— Begin SOURCE MATERIAL —

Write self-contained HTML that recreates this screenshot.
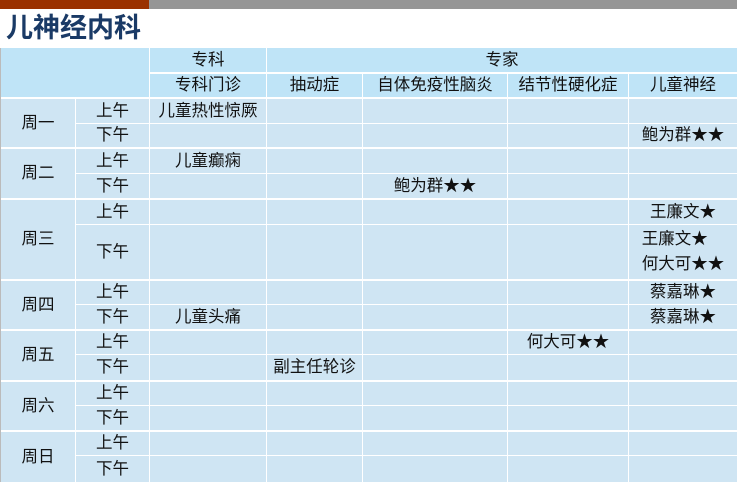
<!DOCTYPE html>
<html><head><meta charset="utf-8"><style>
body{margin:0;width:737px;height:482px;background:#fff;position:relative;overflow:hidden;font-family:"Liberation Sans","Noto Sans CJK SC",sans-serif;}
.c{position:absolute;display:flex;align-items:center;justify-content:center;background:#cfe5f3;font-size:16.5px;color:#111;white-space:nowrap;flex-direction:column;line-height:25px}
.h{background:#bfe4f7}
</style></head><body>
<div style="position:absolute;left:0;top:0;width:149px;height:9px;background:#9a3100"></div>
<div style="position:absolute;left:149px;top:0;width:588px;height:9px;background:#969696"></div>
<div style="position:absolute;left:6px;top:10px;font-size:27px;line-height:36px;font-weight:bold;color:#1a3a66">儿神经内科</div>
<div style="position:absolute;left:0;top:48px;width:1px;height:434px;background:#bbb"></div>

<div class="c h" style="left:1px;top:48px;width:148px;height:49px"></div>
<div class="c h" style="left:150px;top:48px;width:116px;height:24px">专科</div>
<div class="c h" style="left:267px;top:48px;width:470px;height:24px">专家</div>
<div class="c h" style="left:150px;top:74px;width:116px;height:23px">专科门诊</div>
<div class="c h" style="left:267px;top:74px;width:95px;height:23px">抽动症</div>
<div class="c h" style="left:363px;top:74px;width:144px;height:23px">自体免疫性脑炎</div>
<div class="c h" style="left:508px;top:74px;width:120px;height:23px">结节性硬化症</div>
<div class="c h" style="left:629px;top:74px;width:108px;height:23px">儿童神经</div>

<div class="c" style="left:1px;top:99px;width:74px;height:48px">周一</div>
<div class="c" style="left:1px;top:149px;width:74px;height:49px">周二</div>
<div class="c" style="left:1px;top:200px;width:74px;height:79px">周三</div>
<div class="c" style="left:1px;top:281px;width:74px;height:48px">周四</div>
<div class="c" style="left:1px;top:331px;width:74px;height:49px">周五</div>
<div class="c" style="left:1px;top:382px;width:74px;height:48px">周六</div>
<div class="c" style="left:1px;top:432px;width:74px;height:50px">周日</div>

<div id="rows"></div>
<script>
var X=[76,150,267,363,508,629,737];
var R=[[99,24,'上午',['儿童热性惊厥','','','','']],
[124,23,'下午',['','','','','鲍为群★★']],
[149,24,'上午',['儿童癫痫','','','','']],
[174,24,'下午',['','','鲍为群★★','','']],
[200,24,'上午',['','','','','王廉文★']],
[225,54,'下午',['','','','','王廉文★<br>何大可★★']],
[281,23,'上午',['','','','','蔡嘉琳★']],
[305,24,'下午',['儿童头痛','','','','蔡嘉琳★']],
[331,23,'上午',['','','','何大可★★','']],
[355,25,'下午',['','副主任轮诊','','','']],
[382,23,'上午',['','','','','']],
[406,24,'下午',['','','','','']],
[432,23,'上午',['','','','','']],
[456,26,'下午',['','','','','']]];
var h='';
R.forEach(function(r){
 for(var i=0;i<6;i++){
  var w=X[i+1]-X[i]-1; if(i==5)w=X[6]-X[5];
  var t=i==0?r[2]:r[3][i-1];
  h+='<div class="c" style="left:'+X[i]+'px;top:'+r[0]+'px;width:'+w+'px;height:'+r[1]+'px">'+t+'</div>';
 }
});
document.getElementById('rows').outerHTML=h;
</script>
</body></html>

— End SOURCE MATERIAL —

Repeat the data exactly, excluding the pictures.

RESULT OF THIS TASK:
Write self-contained HTML that recreates this screenshot.
<!DOCTYPE html>
<html><head><meta charset="utf-8"><style>
body{margin:0;width:737px;height:482px;background:#fff;position:relative;overflow:hidden;font-family:"Liberation Sans","Noto Sans CJK SC",sans-serif;}
.c{position:absolute;display:flex;align-items:center;justify-content:center;background:#cfe5f3;font-size:16.5px;color:#111;white-space:nowrap;flex-direction:column;line-height:25px}
.h{background:#bfe4f7}
</style></head><body>
<div style="position:absolute;left:0;top:0;width:149px;height:9px;background:#9a3100"></div>
<div style="position:absolute;left:149px;top:0;width:588px;height:9px;background:#969696"></div>
<div style="position:absolute;left:6px;top:10px;font-size:27px;line-height:36px;font-weight:bold;color:#1a3a66">儿神经内科</div>
<div style="position:absolute;left:0;top:48px;width:1px;height:434px;background:#bbb"></div>

<div class="c h" style="left:1px;top:48px;width:148px;height:49px"></div>
<div class="c h" style="left:150px;top:48px;width:116px;height:24px">专科</div>
<div class="c h" style="left:267px;top:48px;width:470px;height:24px">专家</div>
<div class="c h" style="left:150px;top:74px;width:116px;height:23px">专科门诊</div>
<div class="c h" style="left:267px;top:74px;width:95px;height:23px">抽动症</div>
<div class="c h" style="left:363px;top:74px;width:144px;height:23px">自体免疫性脑炎</div>
<div class="c h" style="left:508px;top:74px;width:120px;height:23px">结节性硬化症</div>
<div class="c h" style="left:629px;top:74px;width:108px;height:23px">儿童神经</div>

<div class="c" style="left:1px;top:99px;width:74px;height:48px">周一</div>
<div class="c" style="left:1px;top:149px;width:74px;height:49px">周二</div>
<div class="c" style="left:1px;top:200px;width:74px;height:79px">周三</div>
<div class="c" style="left:1px;top:281px;width:74px;height:48px">周四</div>
<div class="c" style="left:1px;top:331px;width:74px;height:49px">周五</div>
<div class="c" style="left:1px;top:382px;width:74px;height:48px">周六</div>
<div class="c" style="left:1px;top:432px;width:74px;height:50px">周日</div>

<div id="rows"></div>
<script>
var X=[76,150,267,363,508,629,737];
var R=[[99,24,'上午',['儿童热性惊厥','','','','']],
[124,23,'下午',['','','','','鲍为群★★']],
[149,24,'上午',['儿童癫痫','','','','']],
[174,24,'下午',['','','鲍为群★★','','']],
[200,24,'上午',['','','','','王廉文★']],
[225,54,'下午',['','','','','王廉文★<br>何大可★★']],
[281,23,'上午',['','','','','蔡嘉琳★']],
[305,24,'下午',['儿童头痛','','','','蔡嘉琳★']],
[331,23,'上午',['','','','何大可★★','']],
[355,25,'下午',['','副主任轮诊','','','']],
[382,23,'上午',['','','','','']],
[406,24,'下午',['','','','','']],
[432,23,'上午',['','','','','']],
[456,26,'下午',['','','','','']]];
var h='';
R.forEach(function(r){
 for(var i=0;i<6;i++){
  var w=X[i+1]-X[i]-1; if(i==5)w=X[6]-X[5];
  var t=i==0?r[2]:r[3][i-1];
  h+='<div class="c" style="left:'+X[i]+'px;top:'+r[0]+'px;width:'+w+'px;height:'+r[1]+'px">'+t+'</div>';
 }
});
document.getElementById('rows').outerHTML=h;
</script>
</body></html>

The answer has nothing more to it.